Nx particularly shines when it comes to scaling in a large repository, but it can even be beneficial for smaller workspaces. Continuous integration time is particularly interesting. There's nothing more annoying when you have to wait for that pipeline runs to finish so that you can finally merge your PR. This gets worse as your workspace grows and has more and more apps & libs. Nx comes with "affected commands" to help with that. In this lesson we're going to learn how we can leverage those to drastically reduce the time involved in compiling/testing/linting projects.
Instructor: [0:00] As you have seen, Nx comes with a variety of commands already preset for you like you have already build commands, serve commands, test and link commands, which you can all see in the workspace json, basically in that architect node.
[0:12] Obviously, running all of these commands, especially in CI like nx build store and nx build the different kind of libraries and API projects, that will be much work and will be hard to set up, because each time you add a new library or new project, you would have to configure all your build setup.
[0:31] There's a much bigger problem underlying this thing. As you can see, our Nx workspace, if we again use the dependency graph, has grown quite a bit. We have an intime test. We have to store API application here, and a series of different kind of libraries.
[0:48] This is quite a small workspace, because we use it just for learning purposes and obviously it's quite simple. In a real-world project setup, you can have hundreds of applications and hundreds of libraries here.
[1:01] This comes with scalability issues. We cannot run and build all of them and test all of them and Lint all of them every time a PR gets pushed up and run through CI, but obviously, you want to make sure that whenever you change something in your monorepo, that things still work.
[1:19] Nx can help you scale this. One way to do that is by a so-called nx affected commands. Assume, for instance, we change something in a store feature game detail library. In that case, basically, we could work up the dependency graph and exactly know which libraries we have to build again, test again, or also for our instance, run intime tests again.
[1:41] This could be achieved by the affected command. That simulates such a change. For instance, if we go into the store feature game detail component, let's add here some console.log statement. An affected command basically goes and uses your git history to analyze what changes have been made, and therefore to identify which projects of the dependency graph have to be retest and rebuilt.
[2:06] Each of these Nx affected commands has a base property which points to the actual base branch which you want to merge to. By default, this is the master branch. Or, you could also specify a different one if you go to the nx.json configuration file.
[2:21] In the affected section here, you can define your default base which could be main or something else that matches your company guidelines. [inaudible] this master, but since in this course I have a series of stacked branches where each branch depends on a previous branch, our base will be the 16 adjust jest tests from a previous lesson.
[2:44] Before we run one of the commands, we can do something like nx affected:dep-graph, use that base branch and show just the dependency graph with affect notes.
[2:57] What you see is exactly the scenario which we have set before. If we look again at the before graph, we imagine to having a change in the store feature game detail and therefore only having to change this branch up here, which is exactly what this visualization shows us.

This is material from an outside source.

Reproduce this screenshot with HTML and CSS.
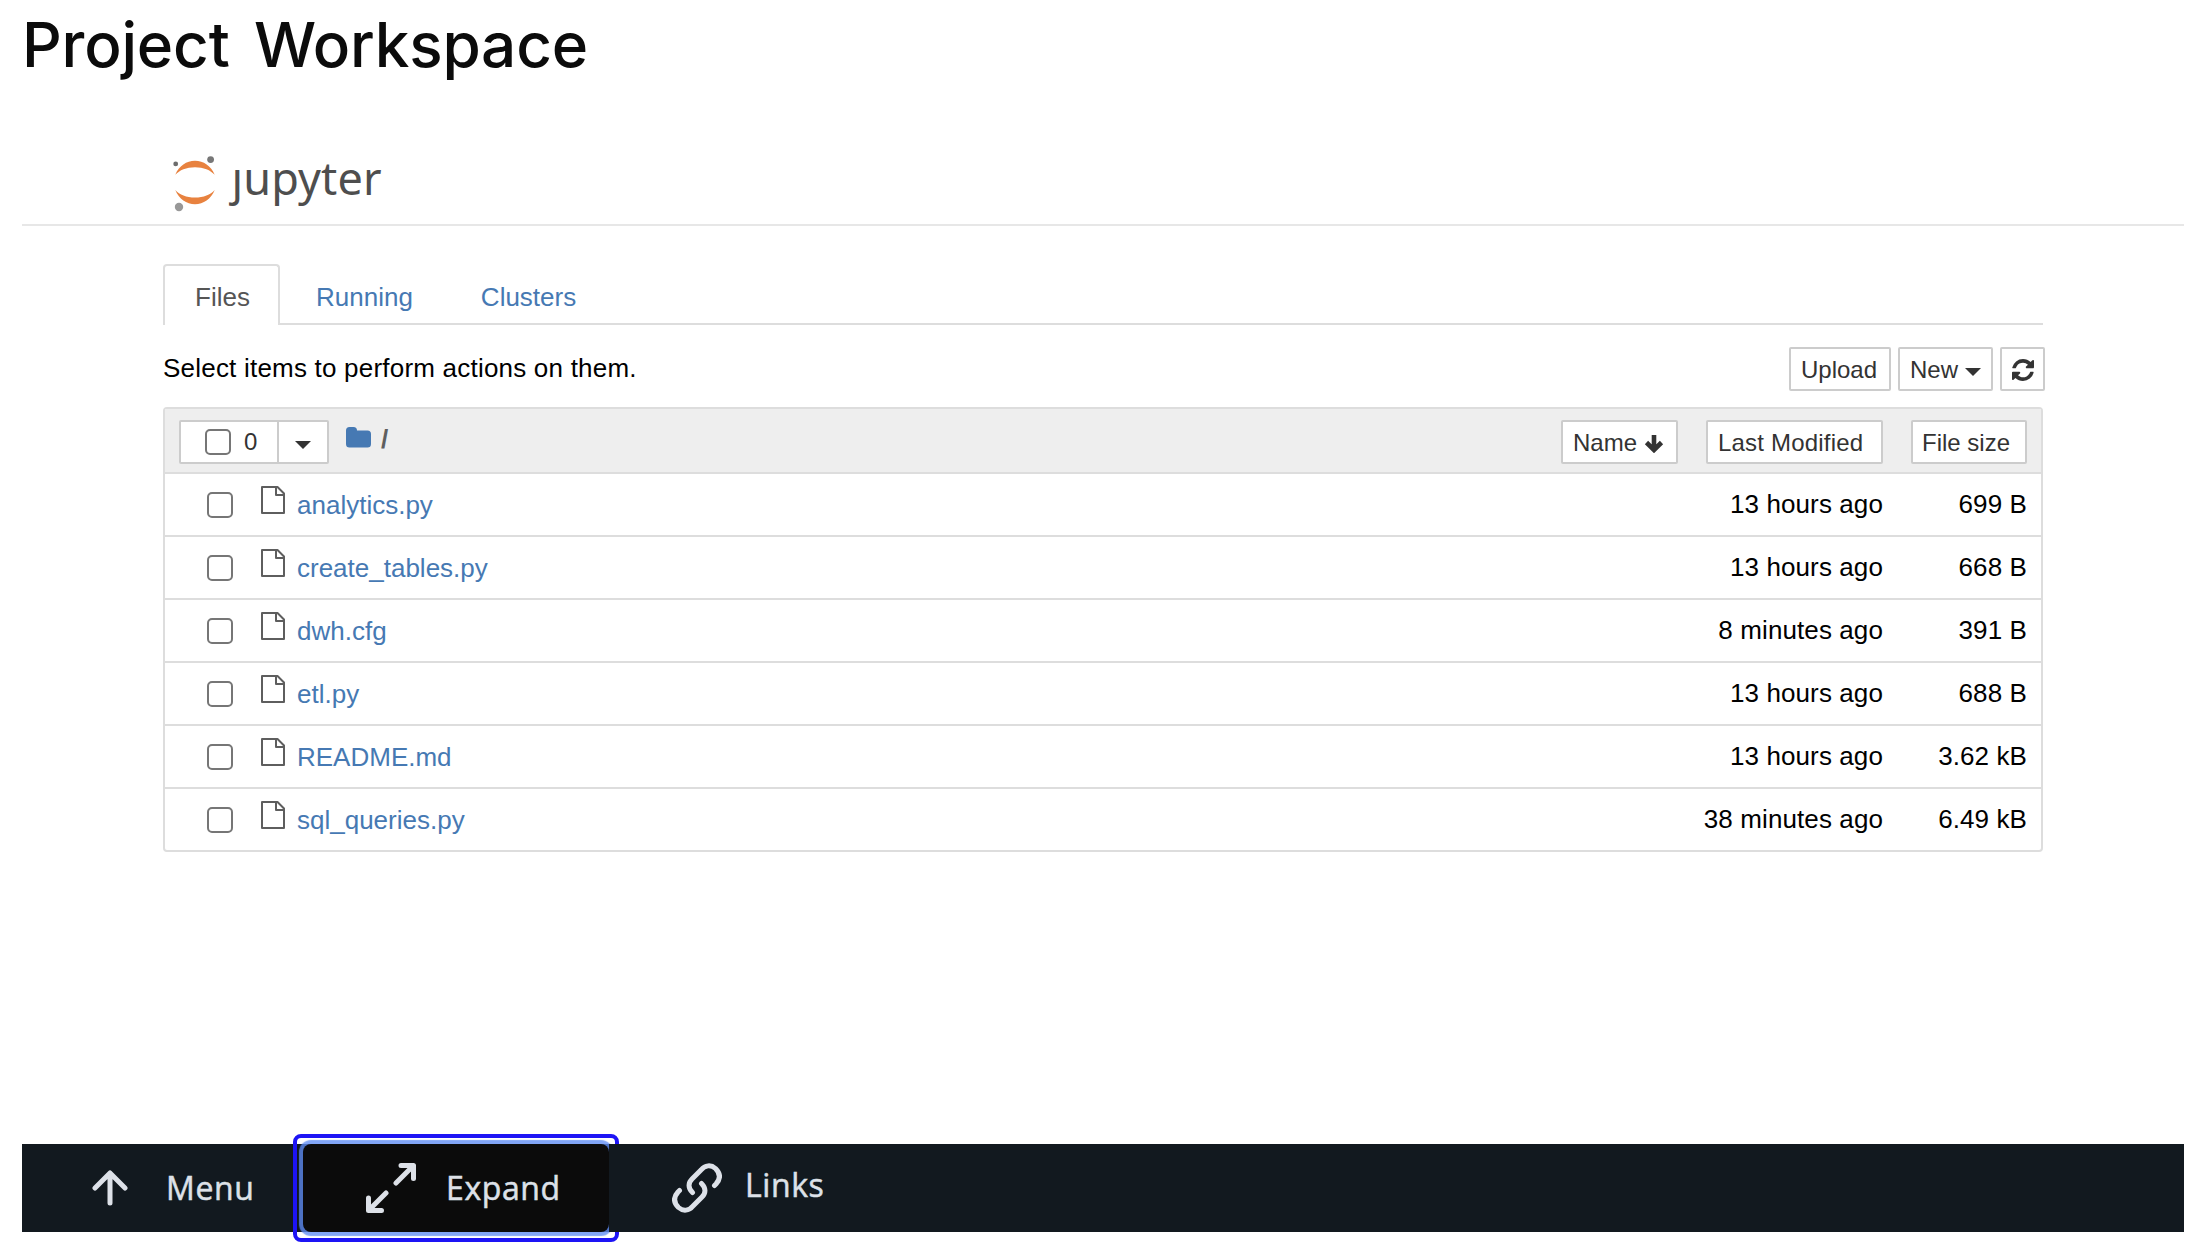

[3:13] You can see the changes here so we have to build or test the store application and we also have to run the store end-to-end tests again because they might touch on some parts, which depend on that changes that have been made in the dependent feature game detail library.
[3:27] All of the auto projects such as the API project, the util interfaces, even the store util formatters, which is being used by both the store and the store feature game detail, don't have to be retested because they didn't change. There is no need to run through that process again.
[3:44] While this was the visualization of the actual affect, the dependency graph, we can use those affect commands for all the based targets which we have in here. If we go in our workspace json, we can run all of the affected tests. We just use the test target here, run again, and you can see now that we will run the test for store and store feature game detail.
[4:09] Similarly, we can also run all affected Lints. We just exchange here the target from test to linting and it will do the same job and just run a linting process on all of those projects.
[4:23] As you can imagine, this is really powerful especially in your CI configuration. For instance, to run all the test cases, you would just use the test target here on your CI configuration to run only those projects that have been touched by a given PR.
[4:38] Most often also that base here can be read from some environment variable that a CI pipeline gives you. This can be fully customized even in situations where you don't merge to the master branch, but you have some stack PRs that merge into each other.